Die Welt bleibt nach jener Differenzierung des Numinosen demnach profanisiert zurück – was nebenbei aber auch als Hinderungsgrund für ihren göttlichen Ursprung zu lesen wäre – und die Natur, der Mensch als ihr Teil, ist fern, ist entfernt – und kann nicht zur Teilhabe kommen aus sich selbst und an sich selbst als Geist.

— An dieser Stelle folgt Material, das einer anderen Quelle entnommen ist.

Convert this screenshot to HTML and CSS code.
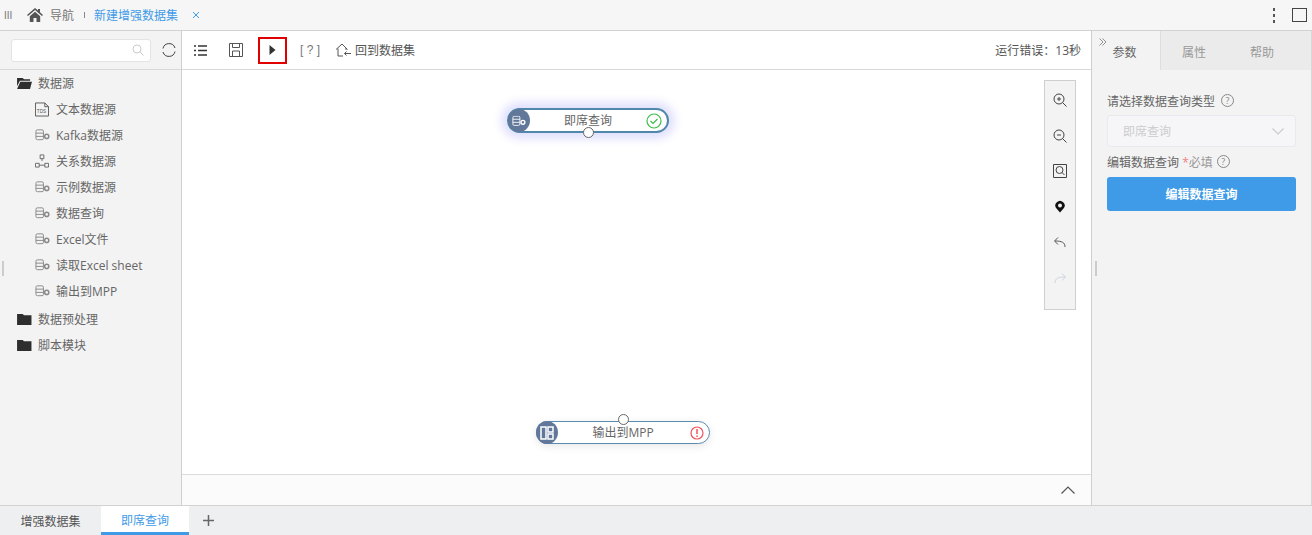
FILE: index.html
```html
<!DOCTYPE html>
<html lang="zh">
<head>
<meta charset="utf-8">
<title>新建增强数据集</title>
<link rel="stylesheet" href="styles.css">
</head>
<body>
<svg class="defs" width="0" height="0">
  <symbol id="db" viewBox="0 0 16 12">
    <rect x="1" y="0.5" width="8" height="10.5" rx="1.5" fill="none" stroke="currentColor"/>
    <path d="M1 4h8M1 7.500h8" stroke="currentColor" fill="none"/>
    <circle cx="12.500" cy="7.500" r="2.200" fill="none" stroke="currentColor" stroke-width="1.600"/>
  </symbol>
  <symbol id="folder" viewBox="0 0 16 14">
    <path d="M0 1h6l1.500 1.500H15.500V13H0z" fill="#2e2e2e"/>
  </symbol>
  <symbol id="folder-open" viewBox="0 0 16 14">
    <path d="M0 1h6l1.500 1.500H14V4H3L0 10z" fill="#2e2e2e"/>
    <path d="M3.500 5H16l-2 8H0z" fill="#2e2e2e"/>
  </symbol>
</svg>
<div class="app">
  <header class="topbar">
    <span class="grip">III</span>
    <svg class="home" viewBox="0 0 16 14"><path d="M8 0 0 7l1 1 7-6 7 6 1-1-3-2.700V1h-2v1.600z M2.800 8.200 8 3.800l5.200 4.400V14H9.500V10H6.500v4H2.800z" fill="#555"/></svg>
    <span class="nav-label">导航</span>
    <span class="nav-sep"></span>
    <span class="nav-active">新建增强数据集</span>
    <svg class="nav-close" viewBox="0 0 8 8"><path d="M1 1l6 6M7 1 1 7" stroke="#3f9be8" fill="none"/></svg>
    <span class="spacer"></span>
    <span class="kebab"><i></i><i></i><i></i></span>
    <span class="maximize"></span>
  </header>

  <div class="main">
    <aside class="left">
      <div class="search-row">
        <div class="search">
          <svg viewBox="0 0 12 12"><circle cx="5" cy="5" r="4" fill="none" stroke="#ccc"/><path d="M8 8l3.500 3.500" stroke="#ccc" fill="none"/></svg>
        </div>
        <svg class="refresh" viewBox="0 0 16 16"><path d="M2 6.500A6.200 6.200 0 0 1 14 6M14 9.500A6.200 6.200 0 0 1 2 10" fill="none" stroke="#444"/></svg>
      </div>
      <ul class="tree">
        <li class="root"><svg class="folder"><use href="#folder-open"/></svg>数据源</li>
        <li class="leaf"><svg class="tds" viewBox="0 0 15 15"><path d="M.5.500h10l4 4v10H.5z M10.500.500v4h4" fill="none" stroke="#555"/><text x="2" y="11" class="tds-text">TDS</text></svg>文本数据源</li>
        <li class="leaf"><svg class="db"><use href="#db"/></svg>Kafka数据源</li>
        <li class="leaf"><svg class="rel" viewBox="0 0 15 14"><path d="M5.500.500h4v4h-4zM.5 9.500h4v4h-4zM10.500 9.500h4v4h-4zM7.500 4.500V7M4.500 11.500h6" fill="none" stroke="#666"/></svg>关系数据源</li>
        <li class="leaf"><svg class="db"><use href="#db"/></svg>示例数据源</li>
        <li class="leaf"><svg class="db"><use href="#db"/></svg>数据查询</li>
        <li class="leaf"><svg class="db"><use href="#db"/></svg>Excel文件</li>
        <li class="leaf"><svg class="db"><use href="#db"/></svg>读取Excel sheet</li>
        <li class="leaf"><svg class="db"><use href="#db"/></svg>输出到MPP</li>
        <li class="root gap"><svg class="folder"><use href="#folder"/></svg>数据预处理</li>
        <li class="root"><svg class="folder"><use href="#folder"/></svg>脚本模块</li>
      </ul>
      <span class="handle handle-left"></span>
    </aside>

    <section class="center">
      <div class="toolbar">
        <span class="tool tool-list">
          <svg viewBox="0 0 13 11"><path d="M0 1h2M4 1h9M0 5.500h2M4 5.500h9M0 10h2M4 10h9" stroke="#333" stroke-width="1.500" fill="none"/></svg>
        </span>
        <span class="tool tool-save">
          <svg viewBox="0 0 14 14"><path d="M.5.500h13v13H.5zM3.500.500v4h7v-4M3.500 13.500V8h7v5.500" fill="none" stroke="#555"/></svg>
        </span>
        <span class="tool tool-run">
          <svg viewBox="0 0 7 10"><path d="M.5 0 6.500 5 .5 10z" fill="#333"/></svg>
        </span>
        <span class="tool-help">[ ? ]</span>
        <span class="tool-back">
          <svg viewBox="0 0 16 14"><path d="M1 6.500 7 1l5.500 5.500M3 5.500V13h5M11 5v2M9.500 10.500H16M9.500 10.500l2-2M9.500 10.500l2 2" fill="none" stroke="#555"/></svg>
          回到数据集
        </span>
        <span class="spacer"></span>
        <span class="run-error">运行错误：13秒</span>
      </div>
      <div class="canvas">
        <div class="node node-query">
          <span class="node-icon">
            <svg viewBox="0 0 16 12"><use href="#db"/></svg>
          </span>
          <span class="node-title">即席查询</span>
          <svg class="node-status" viewBox="0 0 16 16"><circle cx="8" cy="8" r="7" fill="none" stroke="#3dbd4a" stroke-width="1.200"/><path d="M4.500 8l2.500 2.500 4.500-4.500" fill="none" stroke="#3dbd4a" stroke-width="1.200"/></svg>
          <span class="port port-bottom"></span>
        </div>
        <div class="node node-output">
          <span class="node-icon">
            <svg viewBox="0 0 14 14"><path d="M1 1h5v12H1zM8 1h5v5H8zM8 8h5v5H8z" fill="none" stroke="#fff" stroke-width="1.500"/></svg>
          </span>
          <span class="node-title">输出到MPP</span>
          <svg class="node-status" viewBox="0 0 14 14"><circle cx="7" cy="7" r="6" fill="none" stroke="#f0545c" stroke-width="1.200"/><path d="M7 3v5M7 9.500v1.500" fill="none" stroke="#f0545c" stroke-width="1.500"/></svg>
          <span class="port port-top"></span>
        </div>
        <div class="zoom-panel">
          <svg viewBox="0 0 14 14"><circle cx="6" cy="6" r="5" fill="none" stroke="#444"/><path d="M9.500 9.500 13.500 13.500M4 6h4M6 4v4" fill="none" stroke="#444"/></svg>
          <svg viewBox="0 0 14 14"><circle cx="6" cy="6" r="5" fill="none" stroke="#444"/><path d="M9.500 9.500 13.500 13.500M4 6h4" fill="none" stroke="#444"/></svg>
          <svg viewBox="0 0 14 14"><path d="M.5.500h13v13H.5z" fill="none" stroke="#444"/><circle cx="6.500" cy="6" r="3.500" fill="none" stroke="#444"/><path d="M9 8.500l2.500 2.500" stroke="#444" fill="none"/></svg>
          <svg viewBox="0 0 14 14"><path d="M7 12.500 3.500 8.500A4.600 4.600 0 1 1 10.500 8.500z" fill="#111"/><circle cx="7" cy="5.500" r="2" fill="#f3f3f3"/></svg>
          <svg viewBox="0 0 14 14"><path d="M12 12C12 7.500 9 6 2 6M5 2.500 1.500 6 5 9.500" fill="none" stroke="#555"/></svg>
          <svg viewBox="0 0 14 14"><path d="M2 12C2 7.500 5 6 12 6M9 2.500 12.500 6 9 9.500" fill="none" stroke="#cdd3e0"/></svg>
        </div>
      </div>
      <div class="canvas-foot">
        <svg viewBox="0 0 14 8"><path d="M.5 7.500 7 1l6.500 6.500" fill="none" stroke="#555" stroke-width="1.200"/></svg>
      </div>
    </section>

    <aside class="right">
      <svg class="collapse" viewBox="0 0 8 8"><path d="M.5.500 4 4 .5 7.500M3.500.500 7 4 3.500 7.500" fill="none" stroke="#777" stroke-width=".8"/></svg>
      <div class="tabs">
        <span class="tab active">参数</span>
        <span class="tab">属性</span>
        <span class="tab">帮助</span>
      </div>
      <div class="form">
        <div class="label">请选择数据查询类型<span class="qm">?</span></div>
        <div class="select">即席查询
          <svg viewBox="0 0 12 7"><path d="M.5.500 6 6 11.500.500" fill="none" stroke="#ccc" stroke-width="1.200"/></svg>
        </div>
        <div class="label label-edit">编辑数据查询 <span class="req"><b>*</b>必填</span><span class="qm">?</span></div>
        <div class="btn">编辑数据查询</div>
      </div>
      <span class="handle handle-right"></span>
    </aside>
  </div>

  <footer class="sheets">
    <span class="sheet">增强数据集</span>
    <span class="sheet current">即席查询</span>
    <svg class="add" viewBox="0 0 11 11"><path d="M5.500 0v11M0 5.500h11" stroke="#666" stroke-width="1.500" fill="none"/></svg>
  </footer>
</div>
</body>
</html>
```
FILE: styles.css
```css
* { box-sizing: border-box; }
html, body { margin: 0; padding: 0; height: 100%; overflow: hidden; }
body {
  font-family: "Open Sans", "Noto Sans CJK SC", sans-serif;
  font-size: 12px;
  color: #666;
  background: #fff;
}
.defs { position: absolute; }
.spacer { flex: 1; }
.app { display: flex; flex-direction: column; height: 535px; }

/* top bar */
.topbar {
  height: 31px;
  flex: none;
  display: flex;
  align-items: center;
  background: #f6f6f6;
  border-bottom: 1px solid #d2d2d2;
}
.grip { margin-left: 4px; width: 23px; font-size: 10px; color: #777; font-family: "Liberation Sans", sans-serif; }
.home { width: 16px; height: 14px; }
.nav-label { margin-left: 7px; color: #777; }
.nav-sep { width: 1px; height: 6px; background: #888; margin-left: 10px; }
.nav-active { margin-left: 9px; color: #3f9be8; }
.nav-close { width: 8px; height: 8px; margin-left: 14px; }
.kebab { display: flex; flex-direction: column; gap: 3px; margin-right: 17px; }
.kebab i { width: 2px; height: 3px; background: #555; display: block; }
.maximize { width: 15px; height: 14px; border: 1px solid #444; margin-right: 5px; }

.main { flex: 1; display: flex; min-height: 0; }

/* left tree */
.left {
  width: 182px;
  flex: none;
  background: #f3f3f3;
  border-right: 1px solid #cfcfcf;
  position: relative;
}
.search-row {
  height: 39px;
  display: flex;
  align-items: center;
  border-bottom: 1px solid #d8d8d8;
  padding-left: 11px;
}
.search {
  width: 140px;
  height: 23px;
  background: #fff;
  border: 1px solid #e3e3e3;
  border-radius: 3px;
  display: flex;
  align-items: center;
  justify-content: flex-end;
  padding-right: 6px;
}
.search svg { width: 12px; height: 12px; }
.refresh { width: 16px; height: 16px; margin-left: 10px; }
.tree { list-style: none; margin: 0; padding: 0; }
.tree li { height: 26px; display: flex; align-items: center; white-space: nowrap; }
.root { padding-left: 17px; }
.root.gap { margin-top: 2px; }
.leaf { padding-left: 35px; }
.folder { width: 15px; height: 13px; margin-right: 6px; }
.leaf svg { margin-right: 7px; flex: none; }
.db { width: 15px; height: 12px; color: #888; margin-right: 6px !important; }
.tds { width: 14px; height: 15px; }
.tds-text { font-size: 5px; font-family: "Liberation Sans", sans-serif; fill: #555; }
.rel { width: 14px; height: 14px; }
.handle { position: absolute; top: 230px; width: 2px; height: 15px; background: #ccc; }
.handle-left { left: 2px; }
.handle-right { left: 3px; }

/* centre */
.center { flex: 1; display: flex; flex-direction: column; min-width: 0; }
.toolbar {
  height: 39px;
  flex: none;
  display: flex;
  align-items: center;
  background: #fff;
  border-bottom: 1px solid #d8d8d8;
  padding-right: 11px;
}
.tool { display: flex; align-items: center; justify-content: center; }
.tool-list { margin-left: 11px; width: 14px; }
.tool-list svg { width: 13px; height: 11px; }
.tool-save { margin-left: 22px; }
.tool-save svg { width: 14px; height: 14px; }
.tool-run {
  margin-left: 15px;
  width: 29px;
  height: 27px;
  border: 2px solid #e00000;
}
.tool-run svg { width: 7px; height: 10px; }
.tool-help { margin-left: 13px; width: 20px; color: #777; white-space: pre; font-size: 12px; font-family: "Liberation Sans", sans-serif; }
.tool-back { margin-left: 15px; display: flex; align-items: center; gap: 4px; color: #555; }
.tool-back svg { width: 16px; height: 14px; }
.run-error { color: #555; }

.canvas { flex: 1; position: relative; background: #fff; }
.node {
  position: absolute;
  height: 25px;
  background: #fff;
  border-radius: 13px;
  border: 1px solid #5a8cb0;
  display: flex;
  align-items: center;
  justify-content: center;
}
.node-title { padding-bottom: 2px; color: #666; }
.node-query {
  left: 325px;
  top: 38px;
  width: 162px;
  border-width: 2px;
  box-shadow: 0 0 10px 6px #e0e0fd;
  border-color: #4f88ab;
}
.node-output {
  left: 354px;
  top: 351px;
  width: 174px;
  height: 23px;
  box-shadow: 0 2px 8px rgba(0, 0, 0, .1);
}
.node-icon {
  position: absolute;
  left: -1px;
  top: -1px;
  width: 22px;
  height: 23px;
  border-radius: 50%;
  background: #62789a;
  color: #fff;
  display: flex;
  align-items: center;
  justify-content: center;
}
.node-output .node-icon { width: 22px; height: 23px; }
.node-icon svg { width: 14px; height: 12px; }
.node-output .node-icon svg { width: 14px; height: 14px; }
.node-status { position: absolute; right: 5px; top: 3px; width: 16px; height: 16px; }
.node-output .node-status { width: 14px; height: 14px; top: 4px; right: 5px; }
.port {
  position: absolute;
  width: 11px;
  height: 11px;
  background: #fff;
  border: 1px solid #666;
  border-radius: 50%;
}
.port-bottom { left: 74px; bottom: -7px; }
.port-top { left: 81px; top: -8px; }

.zoom-panel {
  position: absolute;
  right: 16px;
  top: 10px;
  width: 32px;
  height: 230px;
  background: #f3f3f3;
  border: 1px solid #cfcfcf;
  display: flex;
  flex-direction: column;
  align-items: center;
  gap: 21.6px;
  padding-top: 12px;
}
.zoom-panel svg { width: 14px; height: 14px; flex: none; }

.canvas-foot {
  height: 31px;
  flex: none;
  background: #fbfbfb;
  border-top: 1px solid #dcdcdc;
  display: flex;
  align-items: center;
  justify-content: flex-end;
  padding-right: 17px;
}
.canvas-foot svg { width: 14px; height: 8px; }

/* right */
.right {
  width: 221px;
  flex: none;
  background: #f3f3f3;
  border-left: 1px solid #cfcfcf;
  border-right: 1px solid #d8d8d8;
  margin-left: -1px;
  position: relative;
}
.collapse { position: absolute; left: 7px; top: 7px; width: 8px; height: 8px; }
.tabs { display: flex; height: 39px; background: #ebebeb; }
.tab { width: 68px; display: flex; align-items: center; justify-content: center; color: #999; padding: 3px 2px 0 0; }
.tab.active { background: #f3f3f3; color: #666; border-right: 1px solid #dedede; width: 69px; padding-right: 3px; }
.form { padding: 22px 15px 0; }
.label { display: flex; align-items: center; height: 17px; white-space: pre; color: #666; }
.qm {
  width: 13px;
  height: 13px;
  margin-left: 6px;
  border: 1px solid #888;
  border-radius: 50%;
  font-size: 9px;
  line-height: 11px;
  text-align: center;
  color: #888;
}
.label-edit .qm { margin-left: 4px; }
.select {
  margin-top: 6px;
  height: 32px;
  background: #f6f6f8;
  border: 1px solid #e9e9ef;
  border-radius: 3px;
  color: #ccc;
  display: flex;
  align-items: center;
  justify-content: space-between;
  padding: 0 11px 0 15px;
}
.select svg { width: 12px; height: 7px; }
.label-edit { margin-top: 6px; }
.req { color: #999; }
.req b { color: #f08080; font-weight: 400; }
.btn {
  margin-top: 7px;
  height: 34px;
  background: #3f9be8;
  border-radius: 3px;
  color: #fff;
  font-weight: 600;
  display: flex;
  align-items: center;
  justify-content: center;
}

/* bottom */
.sheets {
  height: 30px;
  flex: none;
  display: flex;
  align-items: center;
  background: #eeeff1;
  border-top: 1px solid #d2d2d2;
}
.sheet { width: 101px; height: 100%; display: flex; align-items: center; justify-content: center; color: #555; padding-top: 1px; }
.sheet.current {
  width: 88px;
  background: #fff;
  color: #3f9be8;
  border-bottom: 3px solid #3f9be8;
}
.add { width: 11px; height: 11px; margin-left: 14px; margin-top: -1px; }
```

Zum Zweiten: Die Kirchen selbst sind Treiber der Entgeistigung, das monotheistische Dogma verortet das Geistige in einem Ens, das ganz Objekt ist und außerhalb des Menschen steht, zudem wird dieses Ens entrückt und geistige Potenzen in ihm monopolisiert. Alle numinose Bewegung – und so aller geistiger Vollzug – obliegt so dem Willen, der Willkür dieses Ens. Indes in einem Säkularismus, der aus dem Monotheismus geboren wird, bleibt dieser Geist der Welt selbstredend abgezogen. Er wird nicht dem Menschen zurückgelagert, sondern zu einer Biomechanik ohne weitere Verortung reduziert (C.G. Jung spricht hier polemisch vom Hirnsekret der Materialisten), seinem Wesen nach wird der Geist schlicht geleugnet. Die Institutionen, der Staat verfolgen in diesem Sinne kein Interesse einer Sakralisierung, überheben lediglich ihre ungeistige Kompetenz bis zum quasireligiösen Dogma, die Wissenschaft – als ursächlich gnostischer Erkenntnisstrang – wird rein materialistisch interpretiert. So ist die Welt verweltlicht, und Gott – erst als der Andere objektiviert, dann unauffindbar entrückt – dann ganz verneint. Von der theistischen Entrückung zur materialistischen Negation Gottes ist es nur ein kleiner Schritt. Beider Wesen wird somit negiert, weil Welt nicht Welt zukommt, und Gott nicht Gottsein, weil nur Modalitäten sind, von deren Perspektive aus das Ens der Modalität agiert und als ein Sich Eines zusammenführen wird.